Codd's 1971 paper Further normalization of data base relational model has this helpful figure:
UNNORMALIZED FORM | | eliminate domains which | have relations as elements 🡓 FIRST NORMAL FORM | | eliminate non-full dependence | of non-prime attributes on | candidate keys 🡓 SECOND NORMAL FORM | | eliminate transitive dependence | of non-prime attributes on | candidate keys 🡓 THIRD NORMAL FORM
(I have tried to recreate the ASCII-art in HTML!)
A note about terminology: The fundamental premise of the relational model is to view data as relations. A relation more or less correspond to a table (a common misunderstanding is that relation refer to the relationships between tables), an attribute correspond to a column, and a domain – the critical concept in 1NF – correspond to the data type of a column.
A relation has certain constraints compared to more vaguely defined notion of table:
- Rows must be unique. While some databases allow duplicate rows, this is not in accordance with the relational model. In practice this is ensured by defining a primary key for a table.
- Rows cannot have any intrinsic ordering. If the order of a set of rows is significant, the order have to be expressed as values (e.g., an "order" column)
- A relation has a fixed number of attributes (columns) and each column have a domain which defines what values are allowed.
So even in the unnormalized form, data must conform to certain constraints to be considered relational. But there are no constraints on domains. Since domains can contain anything, they can also contain relations. Which means an attribute can have a relation as value, and that relation can have an attribute which have a relation as value and so on.
But Codd realized the data model and query language can be significantly simplified if nested relations are eliminated. He suggests a process of normalization where nested relations are converted to stand-alone relations which references the parent row through foreign keys rather than through containment.

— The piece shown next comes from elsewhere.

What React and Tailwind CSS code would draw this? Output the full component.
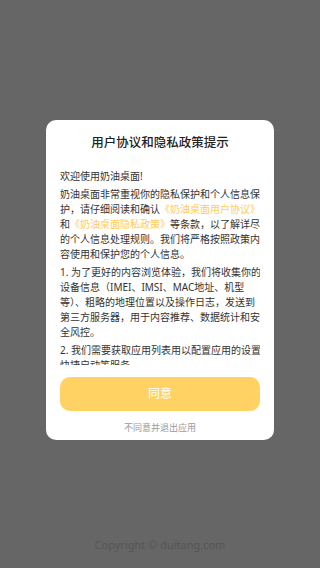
import React from "react";

const Link = ({ children }) => <span className="text-[#ffcb5e]">{children}</span>;

const App = () => {
  return (
    <div
      className="min-h-[568px] w-[320px] bg-[#666666] flex flex-col items-center"
      style={{ fontFamily: '"Noto Sans", "Noto Sans CJK SC", sans-serif' }}
    >
      {/* Dialog */}
      <div className="mt-[120px] w-[228px] h-[320px] bg-white rounded-[10px] px-[14px] flex flex-col">
        <h1 className="pt-[14px] text-center text-[12.5px] leading-[18px] font-medium text-[#222]">
          用户协议和隐私政策提示
        </h1>

        {/* Scroll area */}
        <div className="mt-[17px] h-[196px] overflow-hidden text-[10px] leading-[15px] text-[#333] flex flex-col gap-[3px]">
          <p>欢迎使用奶油桌面!</p>
          <p>
            <span className="block whitespace-nowrap">奶油桌面非常重视你的隐私保护和个人信息保</span>
            <span className="block whitespace-nowrap">
              护，请仔细阅读和确认<Link>《奶油桌面用户协议》</Link>
            </span>
            <span className="block whitespace-nowrap">
              和<Link>《奶油桌面隐私政策》</Link>等条款，以了解详尽
            </span>
            <span className="block whitespace-nowrap">的个人信息处理规则。我们将严格按照政策内</span>
            <span className="block whitespace-nowrap">容使用和保护您的个人信息。</span>
          </p>
          <p>
            <span className="block whitespace-nowrap">1. 为了更好的内容浏览体验，我们将收集你的</span>
            <span className="block whitespace-nowrap">设备信息（IMEI、IMSI、MAC地址、机型</span>
            <span className="block whitespace-nowrap">等）、粗略的地理位置以及操作日志，发送到</span>
            <span className="block whitespace-nowrap">第三方服务器，用于内容推荐、数据统计和安</span>
            <span className="block whitespace-nowrap">全风控。</span>
          </p>
          <p>
            <span className="block whitespace-nowrap">2. 我们需要获取应用列表用以配置应用的设置</span>
            <span className="block whitespace-nowrap">快捷启动等服务。</span>
          </p>
        </div>

        {/* Buttons */}
        <button className="mt-[12px] h-[34px] w-full rounded-[10px] bg-[#ffd263] text-white text-[12px]">
          同意
        </button>
        <button className="mt-[10px] text-center text-[9px] leading-[14px] text-[#9a9a9a]">
          不同意并退出应用
        </button>
      </div>

      <div className="mt-auto mb-[16px] text-[11px] leading-[14px] text-[#555555]">
        Copyright © duitang.com
      </div>
    </div>
  );
};

export default App;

To a modern reader, the case of nested relations might seem a rather obscure special case. Why even spend so much attention on this? But in the context Codd was writing it was a significant question.
The dominant database model in the age before the relational model was the hierarchical database model. In the hierarchical model a record can contain sets of child records – called repeating groups or table-valued attributes.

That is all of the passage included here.